I was too young to really tell what my mom went through when her sister past away, in a tragic incident that it was.  Later she would tell me how the hardest part of not being able to call her up on the phone; how surreal it was to think of something funny, randomly in the day, and just want to call up Marilyn to share with her.  She would rush to the phone, begin dialing numbers, and pause; thinking, “Oh, wait. Marilyn’s not with us anymore.”

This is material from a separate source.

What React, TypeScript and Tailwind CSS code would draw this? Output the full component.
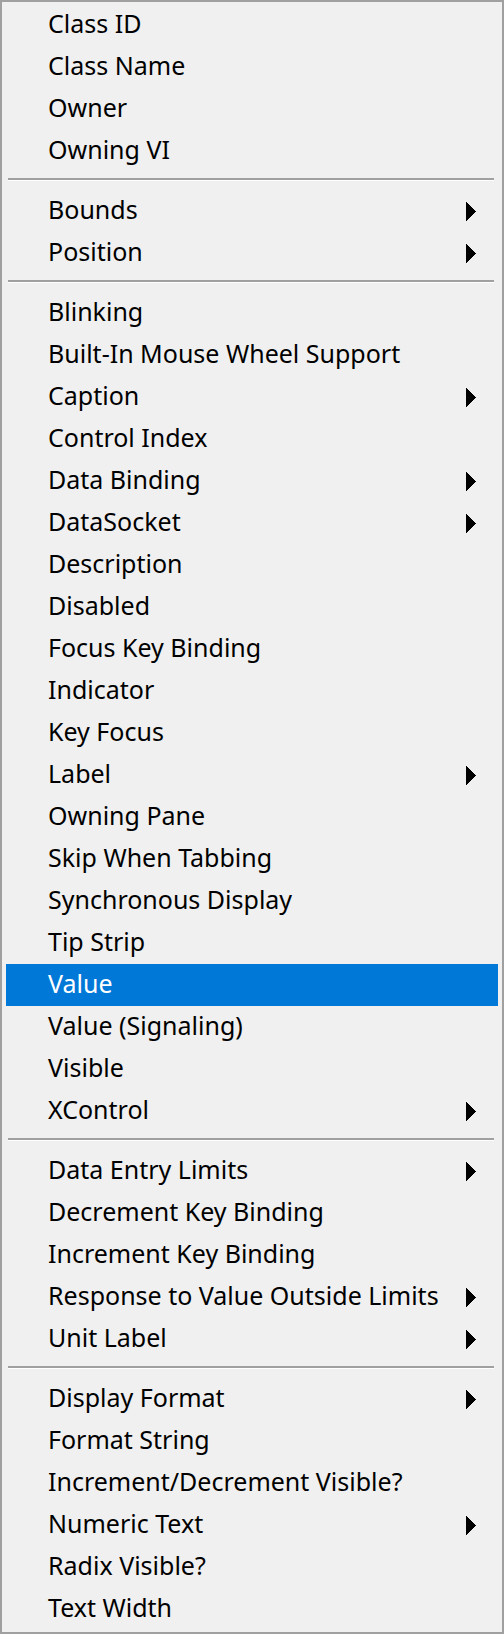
import React from "react";

type Item = { label: string; sub?: boolean; active?: boolean } | "sep";

const items: Item[] = [
  { label: "Class ID" },
  { label: "Class Name" },
  { label: "Owner" },
  { label: "Owning VI" },
  "sep",
  { label: "Bounds", sub: true },
  { label: "Position", sub: true },
  "sep",
  { label: "Blinking" },
  { label: "Built-In Mouse Wheel Support" },
  { label: "Caption", sub: true },
  { label: "Control Index" },
  { label: "Data Binding", sub: true },
  { label: "DataSocket", sub: true },
  { label: "Description" },
  { label: "Disabled" },
  { label: "Focus Key Binding" },
  { label: "Indicator" },
  { label: "Key Focus" },
  { label: "Label", sub: true },
  { label: "Owning Pane" },
  { label: "Skip When Tabbing" },
  { label: "Synchronous Display" },
  { label: "Tip Strip" },
  { label: "Value", active: true },
  { label: "Value (Signaling)" },
  { label: "Visible" },
  { label: "XControl", sub: true },
  "sep",
  { label: "Data Entry Limits", sub: true },
  { label: "Decrement Key Binding" },
  { label: "Increment Key Binding" },
  { label: "Response to Value Outside Limits", sub: true },
  { label: "Unit Label", sub: true },
  "sep",
  { label: "Display Format", sub: true },
  { label: "Format String" },
  { label: "Increment/Decrement Visible?" },
  { label: "Numeric Text", sub: true },
  { label: "Radix Visible?" },
  { label: "Text Width" },
];

function Arrow({ white }: { white?: boolean }) {
  return (
    <svg width="10" height="19" viewBox="0 0 10 19" className="block" shapeRendering="crispEdges">
      <polygon points="0,0 10,9.5 0,19" fill={white ? "#ffffff" : "#000000"} />
    </svg>
  );
}

export default function App() {
  return (
    <div
      className="w-[504px] h-[1634px] border-2 border-[#a0a0a0] bg-[#f0f0f0] p-[2px] box-border overflow-hidden"
      style={{ fontFamily: '"Noto Sans", "Open Sans", sans-serif' }}
    >
      {items.map((it, i) =>
        it === "sep" ? (
          <div key={i} className="h-[18px] pt-[6px] pl-[4px] pr-[6px]">
            <div className="h-[2px] bg-[#a0a0a0]" />
            <div className="h-[1px] bg-white" />
          </div>
        ) : (
          <div
            key={i}
            className={
              "mx-[2px] h-[42px] flex items-center pl-[42px] pr-[22px] text-[25px] leading-none " +
              (it.active ? "bg-[#0078d7] text-white" : "text-black")
            }
          >
            <span className="flex-1 whitespace-nowrap pb-[3px]">{it.label}</span>
            {it.sub ? <Arrow white={it.active} /> : null}
          </div>
        )
      )}
    </div>
  );
}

But in a way Marilyn was still with us, at least for a little while after she past away.  I don’t know much about death and passing, but I know that the spirit does make its rounds before heading off into the next world, that is if they know where they’re going and how to get there.  Mom my told me a story just last week when I was home about Marilyn that I had never heard.  Between us was the heavy wooden kitchen table, the kitchen light was dim and appropriate for a late evening talk.  Her story began with my mom’s usual surprise, “Wait, what?  Oh, no.  Surely, I’ve told you this story before! She, of course, didn’t and proceeded to narrate.

 

“Well, let’s see.  It was soon after her death.  I remember, I had just got back from New York for the funeral.  I was doing my usual run up Buehler’s hill in the neighborhood.  At that time, I was having some weird problems with my feet when running—you know, being flat foot and all.  There was a bone that would suddenly  go out of place and then I would simply be dragging my limp leg.”  My mom said this with her goofy, wide grin, holding her leg as if still having to drag it around.  So anyways, I get up to that hill and out of nowhere, and in the distance, this huge storm was coming.  I mean, big dark clouds and lightening bolts coming down four at a time—and the weather guy wasn’t even calling for rain that day! So, I set out running back down the hill.  I chose to take the long route to get back home, which seemed like a dumb idea, but there were friends I could knock on their door in case I got in real trouble with the storm.  Anyways, so here I am running down the hill and, wouldn’t you know it, my foot gives out.  I’m practically dragging myself; meanwhile, the thunder and lightening are still shooting down. I mean, the storm was right about on top of me at this point.”

Well, out of nowhere there she is, Marilyn, running at my side.  She wasn’t looking at me but just straight ahead.  When we were kids, Marilyn would always call me Kit—I don’t know why, but anyways—I remember she kept saying to me, ‘C’mon, Kit!  We gotta get going. Let’s get going!’ And I said, ‘Okay Marilyn! I’m running!’  And sure enough, to my own surprise I was running and my foot was fine. “

“She ran with all the way to the railroad, at least that’s the last time I remember seeing her out of the corner of my eye.  The storm had already caught up by then so I kept sprinting down the driveway.  I get to the front door,” my mom slams both of her hands on the kitchen table between us, “And wouldn’t you know it, my foot gave out and I fell to the floor.”